A Film Review By The Mike
|Rating:R for Violence (Lots of It), and Language
Starring: Antonio Banderas, Salma Hayek, Johnny Depp
Directed By: Robert Rodriguez
If you’re a Mexican and are referred to only as “El”, you’re probably pretty good at whatever you do. That’s the case for Antonio Banderas, who’s back as El Mariachi in Robert Rodriguez’s Once Upon a Time in Mexico. Johnny Depp, Willem Dafoe, and Eva Mendes join him for the ride, along with the returning Salma Hayek, for what is definitely a Robert Rodriguez flick.
We know it’s Rodriguez’s flick because the opening credits say “A Robert Rodriguez Flick”. They also say that the film was “Shot, Cut, and Scored” by Rodriguez, and that it was “Written and Directed” by Rodriguez. There’s not an aspect of the film that doesn’t bear the stamp of the “Rebel without a Crew”.
The action picks up with a CIA agent named Sands, who’s definitely a bad man. He’s involved in a complicated scheme that involves the overthrow of the Mexican government, the prevention of its overthrower taking the presidency, and the restoration of a balance in power. This requires him to enlist the services of our legendary hero to kill the general leading the coup-de-tat, who El Mariachi definitely has a score to settle with. Also involved in the plot is a druglord (Dafoe) who wants the presidency and a retired FBI agent who has a score to settle with him.
Once Upon a Time in Mexico earns the “flick” designation, and anyone who longs for something that will stimulate their mind and interest their intellect is in the wrong theater. From the paragraph above you probably think it’s a very complicated plot, and it is. It’s nearly incomprehensible, which is a bit of a defect. But the plot’s not what we’re here for!

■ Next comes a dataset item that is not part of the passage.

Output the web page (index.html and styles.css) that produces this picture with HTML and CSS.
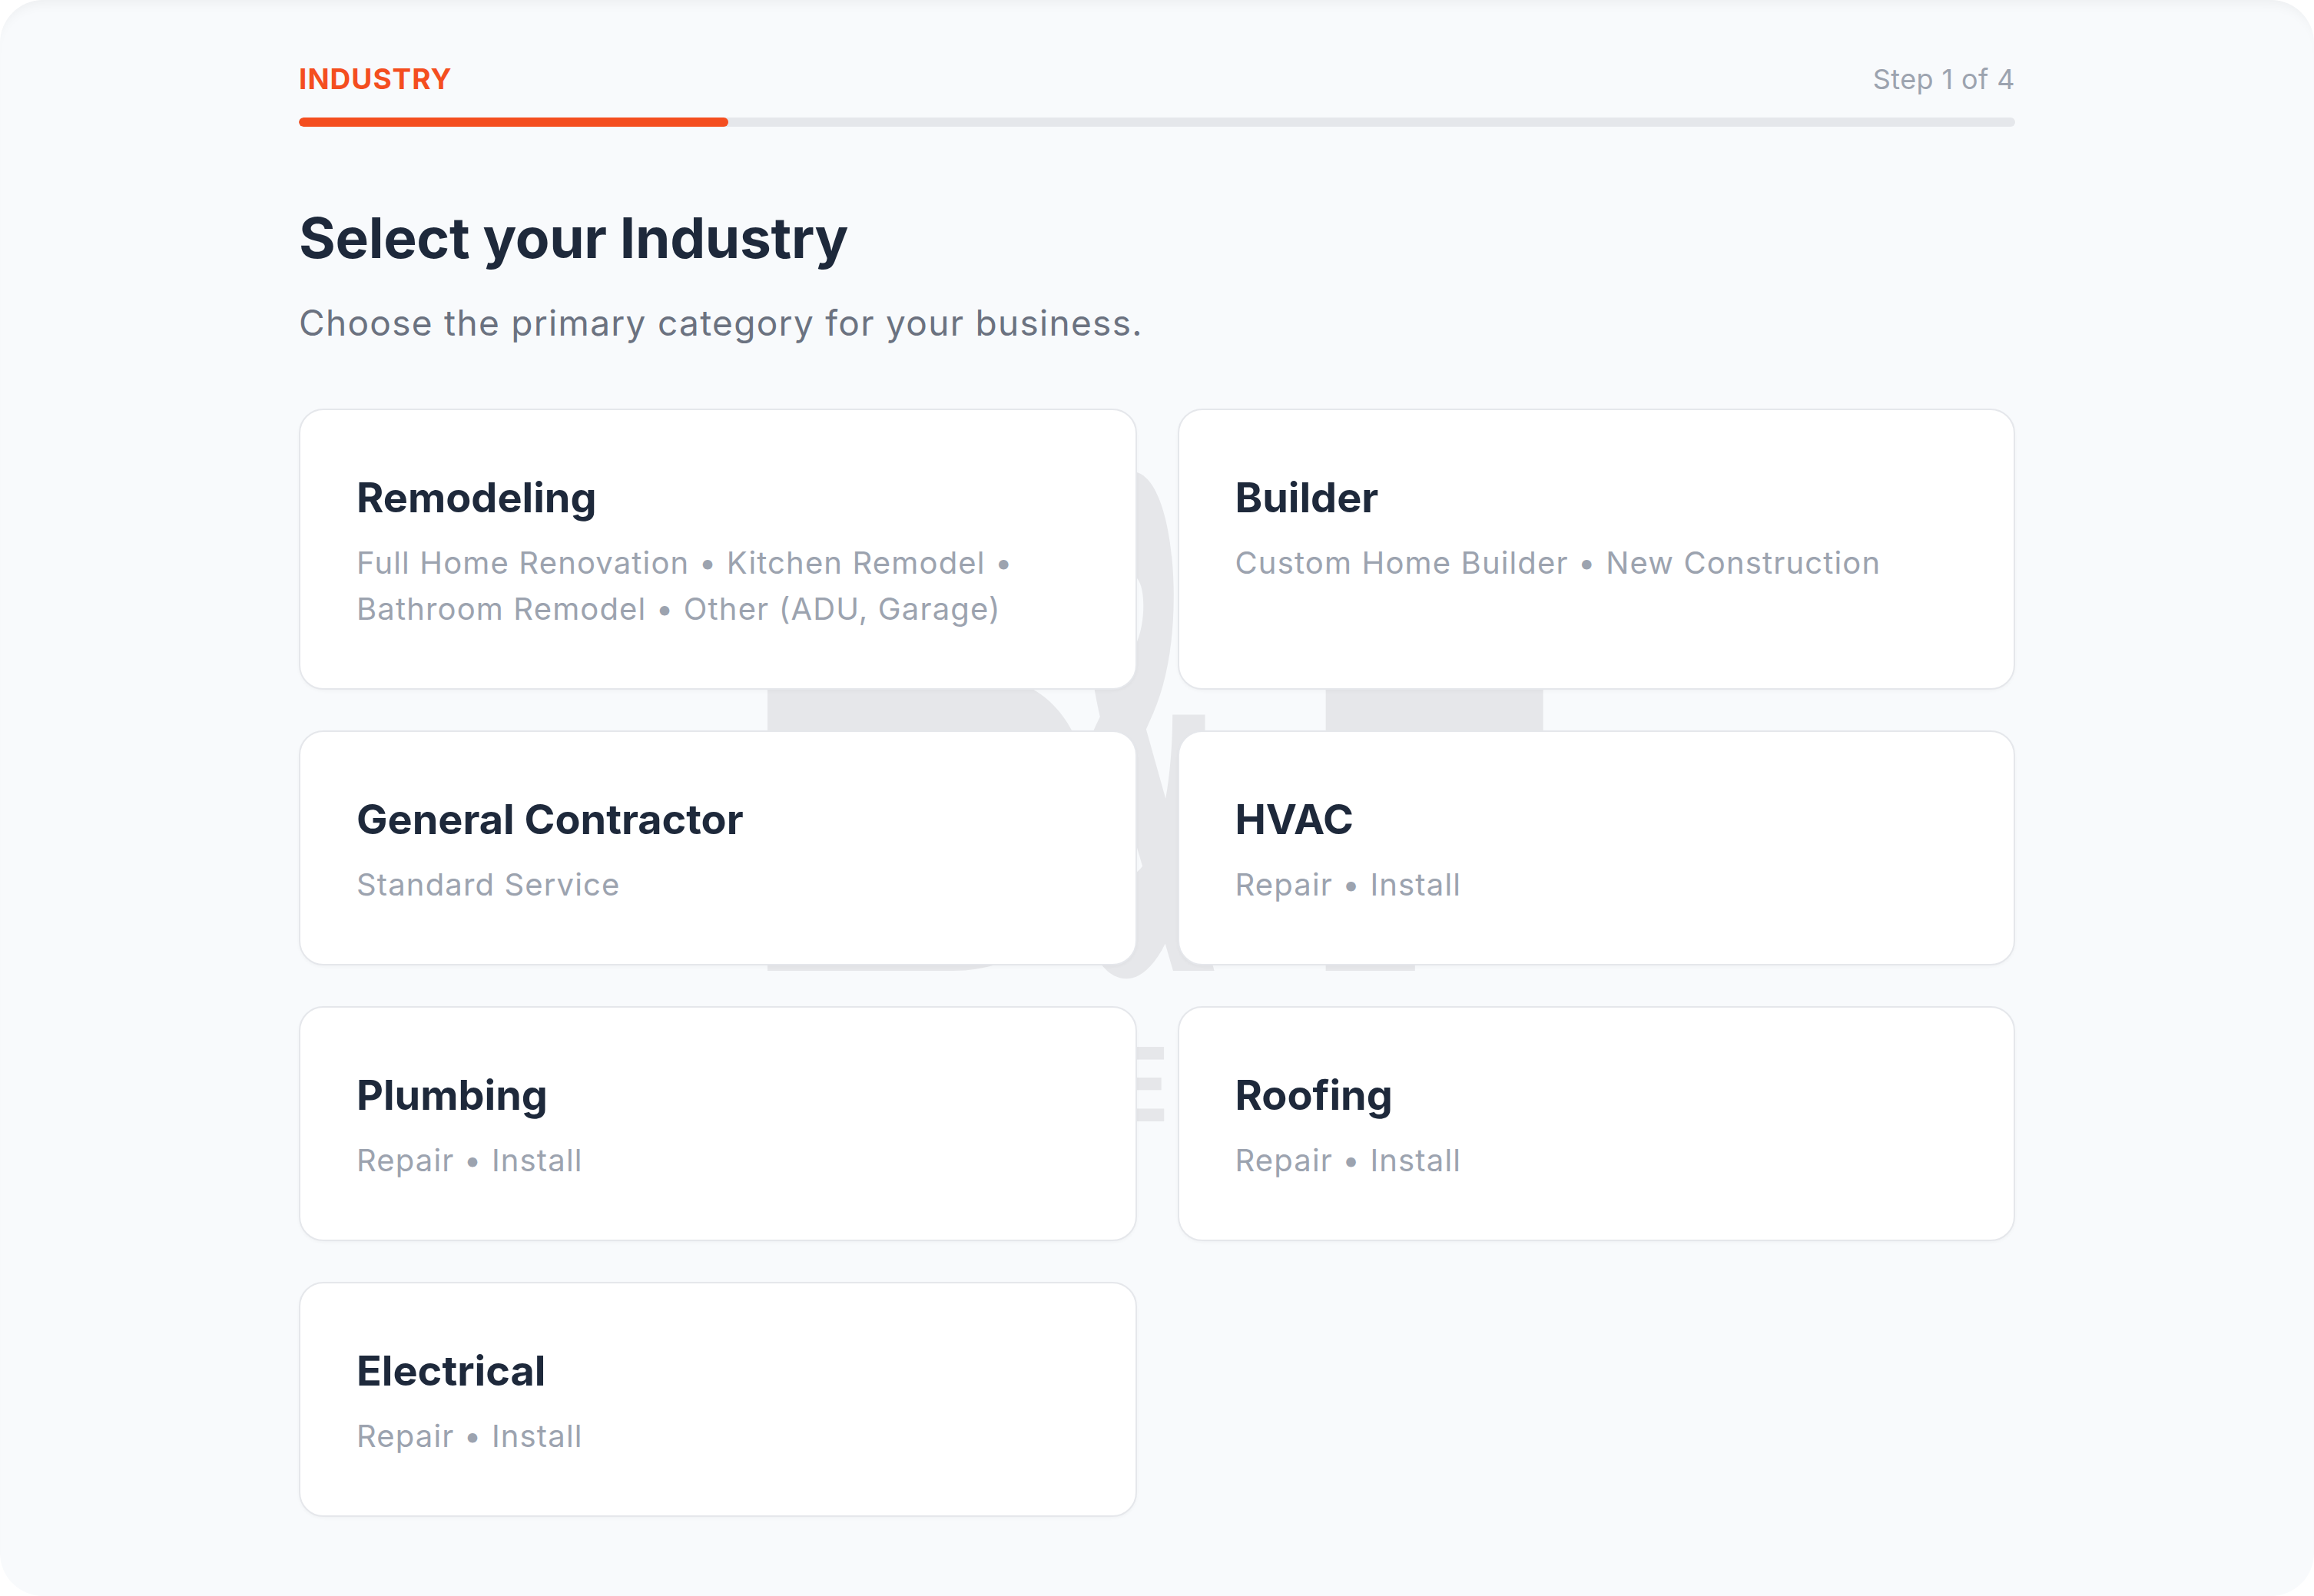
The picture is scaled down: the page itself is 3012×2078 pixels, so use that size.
FILE: index.html
```html
<!DOCTYPE html>
<html lang="en">
<head>
    <meta charset="UTF-8">
    <meta name="viewport" content="width=device-width, initial-scale=1.0">
    <title>Select your Industry</title>
    <link rel="stylesheet" href="styles.css">
</head>
<body>
    <div class="panel">
        <div class="wizard">
            <div class="step-head">
                <span class="step-name">INDUSTRY</span>
                <span class="step-count">Step 1 of 4</span>
            </div>
            <div class="progress">
                <div class="progress-fill" style="width: 25%;"></div>
            </div>

            <h1>Select your Industry</h1>
            <p class="lead">Choose the primary category for your business.</p>

            <div class="options">
                <svg class="watermark" width="2234" height="1443" viewBox="0 0 2234 1443" aria-hidden="true">
                    <text x="577" y="732" font-size="1000" textLength="470" lengthAdjust="spacingAndGlyphs">B</text>
                    <text x="1000" y="732" font-size="880" textLength="190" lengthAdjust="spacingAndGlyphs">&amp;</text>
                    <text x="1309" y="732" font-size="1000" textLength="344" lengthAdjust="spacingAndGlyphs">F</text>
                    <text x="1052" y="928" font-size="134" class="watermark-small">E</text>
                </svg>

                <div class="card">
                    <h2>Remodeling</h2>
                    <p>Full Home Renovation &bull; Kitchen Remodel &bull; Bathroom Remodel &bull; Other (ADU, Garage)</p>
                </div>
                <div class="card">
                    <h2>Builder</h2>
                    <p>Custom Home Builder &bull; New Construction</p>
                </div>
                <div class="card">
                    <h2>General Contractor</h2>
                    <p>Standard Service</p>
                </div>
                <div class="card">
                    <h2>HVAC</h2>
                    <p>Repair &bull; Install</p>
                </div>
                <div class="card">
                    <h2>Plumbing</h2>
                    <p>Repair &bull; Install</p>
                </div>
                <div class="card">
                    <h2>Roofing</h2>
                    <p>Repair &bull; Install</p>
                </div>
                <div class="card">
                    <h2>Electrical</h2>
                    <p>Repair &bull; Install</p>
                </div>
            </div>
        </div>
    </div>
</body>
</html>
```

FILE: styles.css
```css
* {
    margin: 0;
    padding: 0;
    box-sizing: border-box;
    font-family: 'Inter', 'Noto Sans', 'Liberation Sans', sans-serif;
}

body {
    background: #fff;
    width: 3012px;
    height: 2078px;
    overflow: hidden;
}

.panel {
    width: 100%;
    height: 100%;
    background: #f8fafc;
    border-radius: 56px;
    box-shadow: inset 0 14px 18px -12px rgba(0, 0, 0, 0.06);
}

.wizard {
    width: 2234px;
    margin: 0 auto;
    padding-top: 81px;
}

.step-head {
    display: flex;
    justify-content: space-between;
    align-items: baseline;
    line-height: 1.2;
}

.step-name {
    color: #f44e1f;
    font-size: 37px;
    font-weight: 700;
    letter-spacing: 1px;
}

.step-count {
    color: #9ca3af;
    font-size: 36px;
    letter-spacing: 0.4px;
}

.progress {
    height: 12px;
    margin-top: 28px;
    border-radius: 6px;
    background: #e5e7eb;
    overflow: hidden;
}

.progress-fill {
    height: 100%;
    border-radius: 6px;
    background: #f44e1f;
}

h1 {
    margin-top: 101px;
    color: #1e293b;
    font-size: 73px;
    font-weight: 700;
    line-height: 1.2;
    letter-spacing: -0.3px;
}

.lead {
    margin-top: 34px;
    color: #6b7280;
    font-size: 46px;
    line-height: 1.4;
    letter-spacing: 1.3px;
}

.options {
    position: relative;
    display: grid;
    grid-template-columns: 1fr 1fr;
    gap: 53px;
    margin-top: 80px;
}

.watermark {
    position: absolute;
    top: 0;
    left: 0;
    overflow: visible;
    fill: #e6e7ea;
    font-family: 'Inter', sans-serif;
    font-weight: 900;
}

.watermark-small {
    font-weight: 700;
}

.card {
    position: relative;
    background: #fff;
    border: 2px solid #e5e7eb;
    border-radius: 32px;
    padding: 79px 73px 73px;
    box-shadow: 0 2px 4px rgba(15, 23, 42, 0.03);
}

.card h2 {
    color: #1e293b;
    font-size: 54px;
    font-weight: 700;
    line-height: 70px;
}

.card p {
    margin-top: 20px;
    color: #9ca3af;
    font-size: 40px;
    line-height: 60px;
    letter-spacing: 1.15px;
}
```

What struck me as most enjoyable about Once Upon a Time in Mexico was the photography. Glorious settings are used in every scene, and there are innumerable shots that look perfectly realized. These settings provide perfect for each of the film’s outburst of carnage, or shoot-outs as most call them. The action is high-paced and unforgivingly violent, with blood splattering into our faces at many moments. The violence is probably the goriest we’ve seen from an action movie this year, with the end result being a film that surely has “grande cojones”.
Granted, Once Upon a Time in Mexico is far from perfect. As mentioned before, the plot requires a keen ear and a strong suspension of disbelief to understand. I also felt that the film tried to hard to be “fun” at all moments, and that a few more subtle moments were needed. It reminded me of the student film project that we all once planned. You remember it, it’s the one that was so perfectly funny or cool in each scene to you, but would offer little to outsiders that weren’t familiar with all the nuances of each scene. I’m sure the film inspires a lot of pride and looks beautiful to all involved in these moments. But the casual filmgoer will simply not understand why over-the-top antics like these are necessary.
In the end, the film is an acquired taste. As a fan of Desperado I was enamored by its tricks and did find a lot to enjoy. Robert Rodriguez put a lot of blood, sweat, and tears into this film, and deserves a great deal of praise for bringing his vision to the big-screen with such panache. With two big assists from Banderas and Depp, he brings us a film that’s nothing short of pure entertainment. Then again, it’s nothing more either.